Abstract

This study explores the relationship between corporate performance and corporate social responsibility (CSR) initiatives in the Ecuadorian banking environment. The first model employs both return on assets and return on equity as proxy for the financial performance while the second model includes the non-financial corporate performance constructs collected by a self-designed online questionnaire. We found a statistically positive relationship among CSR initiates and the financial and non-financial indicators in corporate performance. Our findings revealed that economic, legal, ethical, and philanthropic responsibility initiatives positively affect the non-financial corporate performance of the Ecuadorian banking environment. Similarly, the non-financial corporate performance is significantly positively influenced by the customer’s brand trust, customer’s brand loyalty, customer’s perception of quality, and customer satisfaction. Study results are mostly consistent with the banking environment of other countries, especially in Bangladesh, Pakistan, and Lebanon. Customers of the Ecuadorian banking environment perceived banks as socially responsible entities and Ecuadorian banks invest resources in CSR activities as a corporate governance policy to increase their financial and non-financial performance.
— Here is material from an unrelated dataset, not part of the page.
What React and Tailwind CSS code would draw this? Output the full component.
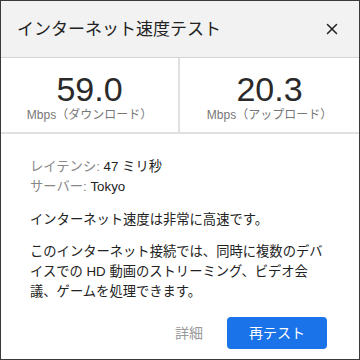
import { X } from 'lucide-react';

// Speed test result dialog (Japanese locale)
export default function App(){
  const font = { fontFamily: '"Liberation Sans", "Noto Sans CJK JP", sans-serif' };
  return <div className="w-[360px] h-[360px] bg-white border border-[#3a3a3a] flex flex-col overflow-hidden" style={font}>
    <div className="h-[57px] shrink-0 bg-[#f2f2f2] border-b border-[#d6d6d6] flex items-center justify-between pl-4 pr-[18px]">
      <span className="text-[17px] text-[#222] pt-[2px]">インターネット速度テスト</span>
      <X size={18} strokeWidth={2} className="text-[#222]" />
    </div>
    <div className="h-[76px] shrink-0 grid grid-cols-2 border-b-2 border-[#e0e0e0]">
      <Stat value="59.0" label="Mbps（ダウンロード）" className="border-r-2 border-[#e0e0e0]" />
      <Stat value="20.3" label="Mbps（アップロード）" />
    </div>
    <div className="flex-1 px-[29px] pt-[23px] text-[13.3px] text-[#222]">
      <div className="leading-[20px]"><span className="text-[#888]">レイテンシ:</span> 47 ミリ秒</div>
      <div className="leading-[20px]"><span className="text-[#888]">サーバー:</span> Tokyo</div>
      <p className="mt-[13px] leading-[20px]">インターネット速度は非常に高速です。</p>
      <p className="mt-[12px] leading-[20px]">このインターネット接続では、同時に複数のデバ<br/>イスでの HD 動画のストリーミング、ビデオ会<br/>議、ゲームを処理できます。</p>
      <div className="mt-[15px] flex items-center justify-end gap-[24px] pr-[3px]">
        <span className="text-[14px] text-[#999]">詳細</span>
        <button className="w-[100px] h-[32px] rounded-[4px] bg-[#1a73e8] text-white text-[14px]">再テスト</button>
      </div>
    </div>
  </div>;
}

function Stat({ value, label, className='' }){
  return <div className={`flex flex-col items-center justify-center ${className}`}>
    <div className="text-[34px] leading-[34px] text-[#2a2a2a] mt-[3px]">{value}</div>
    <div className="text-[12px] text-[#777] leading-[14px] mt-[2px]">{label}</div>
  </div>;
}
Future research should include a corporate governance index with a CSR component as an independent variable to increase statistical models’ power.

Highlights

  • Corporate social responsibility (CSR) faces a pivotal management phenomenon in the business literature, combining the notion of customer-based and corporate-level management [1], while CSR activities have been used to address consumers’ social concerns, create a favorable image, and develop a positive relationship with consumers and stakeholders [2]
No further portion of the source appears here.